No período em que Adam Smith escreveu A Riqueza das Nações, o mundo social e econômico funcionava dessa forma, porque o ambiente econômico era de grande competição, com vários pequenos produtores se enfrentando num mercado extremamente atomizado, um mundo bem diferente do de hoje. Mas ainda assim, as ideias de Smith, escritas para explicar o mundo do século XVIII, ainda podem ser aplicadas no mundo atual.     

Como dissemos, citando Roberto Campos, o neoliberalismo é apenas um produto do liberalismo econômico neoclássico, uma redefinição do liberalismo clássico

A origem do termo neoliberalismo deve ser remetida à Escola Austríaca, mais precisamente aos economistas Ludwig von Mises e Friedrich von Hayek, que formularam o pensamento econômico a partir da Lei de Say e da teoria marginalista, contestadas pelo britânico John Keynes, contemporâneo de ambos.

O pensamento de Lorde Acton, de Adam Smith e de Jean B. Say foram fundamentais na construção e no desenvolvimento do pensamento de Hayek, pois enfatizava a importância central da moralidade no desenvolvimento de uma civilização avançada. Para Hayek, uma economia próspera e o desenvolvimento da lei como um processo evolucionário requerem uma sólida ordem moral. Sem isso não haverá uma sociedade saudável, próspera e livre.

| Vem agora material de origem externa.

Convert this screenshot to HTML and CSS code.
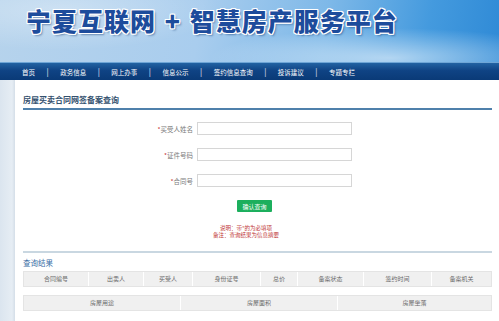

A economia mundial experimentou praticamente duas décadas de crescimento contínuo. O lastro de tal crescimento está nos princípios liberais esboçados por Smith, Ricardo, Say, os neoclássicos (Cournot, Marshall, etc), Hayek, Mises, Friedman, etc. O modelo, é verdade, tem suas limitações, mas garantiu crescimento econômico, superou uma sucessão de crises e legou à parte da periferia do capitalismo um lugar de destaque no cenário mundial.